Clifford was a leader of the Democratic Party of Wisconsin and a strong supporter of Franklin Delano Roosevelt. He served as a delegate to every Democratic National Convention from 1932 until his death. He was the chairman of the Wisconsin 8th District Democratic organizing committee and was part of various campaign committees. In 1934, he ran for public office a second time, losing a Congressional election. Prior to his death, he was mentioned as a possible appointee for a federal judgeship.

==Green Bay Packers==
Clifford became acquainted with the Green Bay Packers in the early 1920s. He was one of the local Green Bay, Wisconsin, businessmen that Andrew B. Turnbull contacted to help raise money to keep the Packers afloat financially. Around 1929, Clifford began his first official role with the team when he replaced Ray Evrard as the team lawyer. His contributions over the next 20 years were so significant that he became recognized as one of The Hungry Five, a group of Green Bay businessmen who helped guide the early development of the Packers. He would go on to serve on the Packers board of directors from 1929 to 1950 and the executive committee from 1930 to 1950. From 1930 to 1933, he was elected vice president, serving under president Lee Joannes. He was also in charge of the Packers season-ticket drives for areas outside of the Green Bay metropolitan area.
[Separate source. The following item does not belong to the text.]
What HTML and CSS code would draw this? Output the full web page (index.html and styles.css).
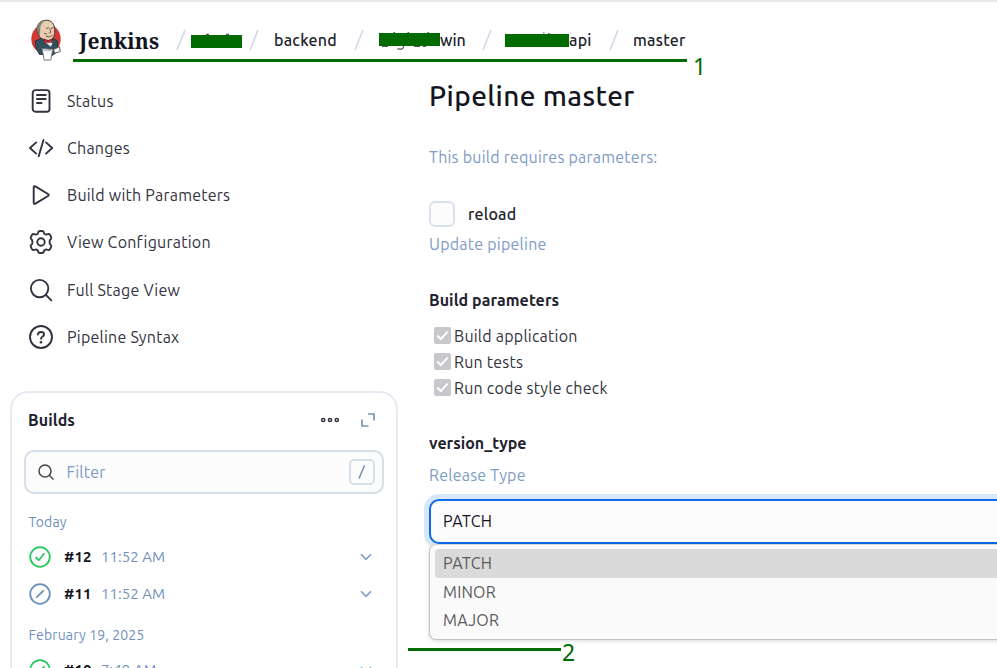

As the Packers attorney from 1929 to 1950, he defended the Packers in various lawsuits, including a case in 1933 where a fan fell from the stands. The resulting settlement from the lawsuit forced the Packers into receivership during the early 1930s. He then helped draft and sign the Articles of Incorporation after the franchise was reorganized in 1935 as the Green Bay Packers, Inc. The reorganization and resulting stock sales brought the Packers back from financial difficulties. In 1949 and 1950, he and former Packers president and team physician W. Webber Kelly successfully saved the non-profit status of the Packers organization in a power struggle with head coach Curly Lambeau. Even though they succeeded in maintaining the ownership structure and preventing the Packers from moving to a different city, both men resigned from the board of directors. Webber left in 1949 and Clifford resigned all his positions in 1950. Clifford was inducted into the Green Bay Packers Hall of Fame in 1991 in recognition for his contributions as an executive for the team during its early years.

==Personal life==
Clifford was married to Mae Heney and had two daughters. His hobbies included hunting, fishing, and gardening. He died from influenza, which was made worse by a heart condition, on February 24, 1952, at the age of 62.